El cambio climático exacerba una crisis de múltiples capas. En zonas rurales de Chile, la falta de infraestructura convierte la escasez hídrica en una amenaza directa para la salud, la producción y la subsistencia. El 53% del país enfrenta sequía, y un 23% está en estado de desertificación. Las olas de calor son cada vez más frecuentes y afectan desproporcionadamente a adultos mayores y personas con enfermedades crónicas.
¿Qué significa, entonces, que un tribunal internacional se refiera al deber de proteger el clima? Significa que la crisis, por fin, tiene marco jurídico y ya no se puede seguir negando lo evidente.

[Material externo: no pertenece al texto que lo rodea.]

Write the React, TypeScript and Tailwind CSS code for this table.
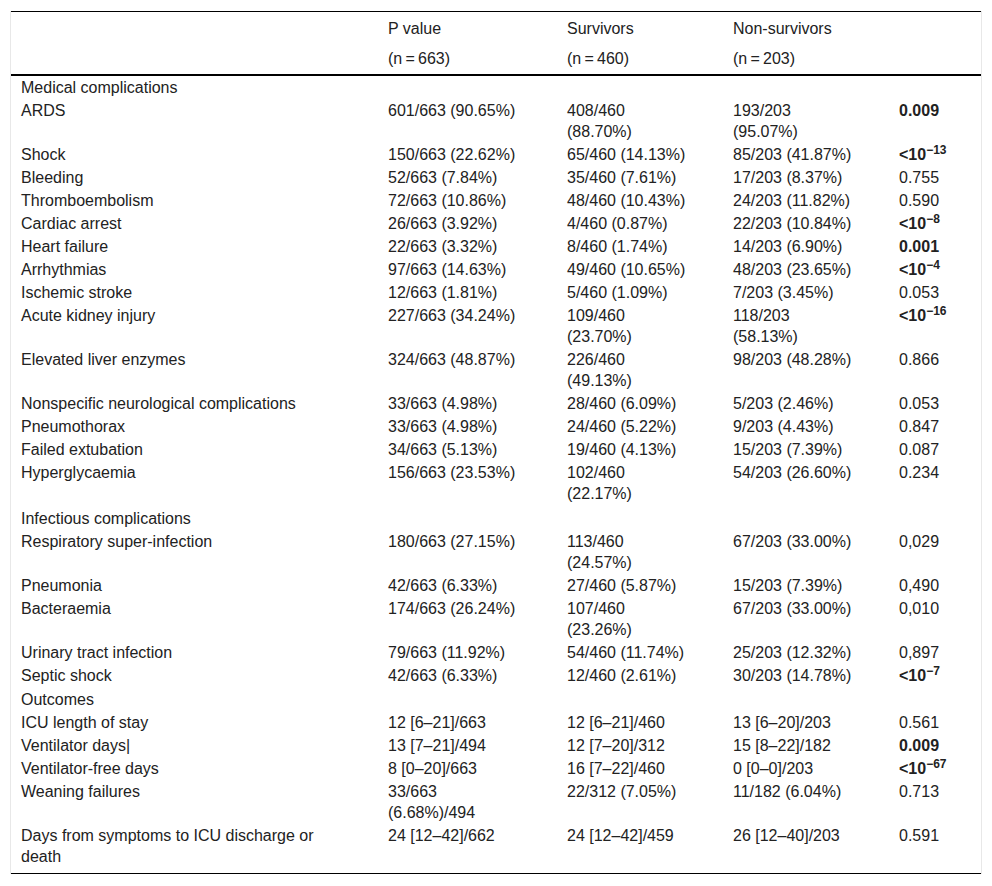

No se trata solo de una declaración simbólica, es un giro normativo que redefine el deber del Estado
El pronunciamiento también habla contra la exclusión: destaca el deber de los Estados de tomar decisiones inclusivas, participativas, abiertas, con reconocimiento a los saberes indígenas y locales. Exige proteger a quienes defienden el ambiente y visibiliza los riesgos diferenciados que enfrentan mujeres, pueblos originarios y personas en contextos de vulnerabilidad. Ya no se trata solo de justicia climática: es también justicia interseccional.
Esto es relevante en Chile, donde aún se desarrolla un protocolo para proteger a defensores ambientales y donde la reconstrucción posterior a desastres sigue siendo lenta y burocrática. En la Región de Valparaíso, por ejemplo, muchas familias aún no han recibido apoyo suficiente tras los incendios.
En un escenario donde el escepticismo climático (y peor incluso, el negacionismo) aún nubla las decisiones de la esfera política, la resolución de la Corte IDH otorga una herramienta potente a la ciudadanía y a los tribunales locales. Si bien no es de carácter vinculante como sí lo tiene una sentencia contenciosa, sus efectos pueden ser profundos porque sirve de parámetro, de estándar, de guía para políticas públicas y para futuros litigios.
Los países que ya cuentan con legislación ambiental avanzada no están exentos de obligaciones. En Chile, si bien se ha avanzado en legislaciones, como con la Ley Marco de Cambio Climático que proyecta la carbono neutralidad al 2050, se debe adaptar la jurisprudencia a este nuevo estándar interamericano. Significa, por ejemplo, fortalecer la protección de defensores ambientales, mejorar los sistemas de alerta temprana, garantizar una transición energética justa, y asegurar acceso equitativo a la tan necesitada agua. También significa integrar la justicia climática en cada decisión estructural, desde el urbanismo hasta la salud pública.
La Corte IDH ha enviado un mensaje que trasciende lo jurídico y que se traduce en que no hay derechos humanos en un planeta que colapsa frente a nuestros ojos. Reconocer su degradación como una amenaza sistémica es el primer paso para responder con la urgencia que exige este momento.
Los jueces ya han hablado. Ahora les toca a los gobiernos traducir la nueva jurisprudencia en acción, en presupuesto, en decisiones ciudadanas. Ya hemos perdido demasiado tiempo mientras el reloj avanza en nuestra contra.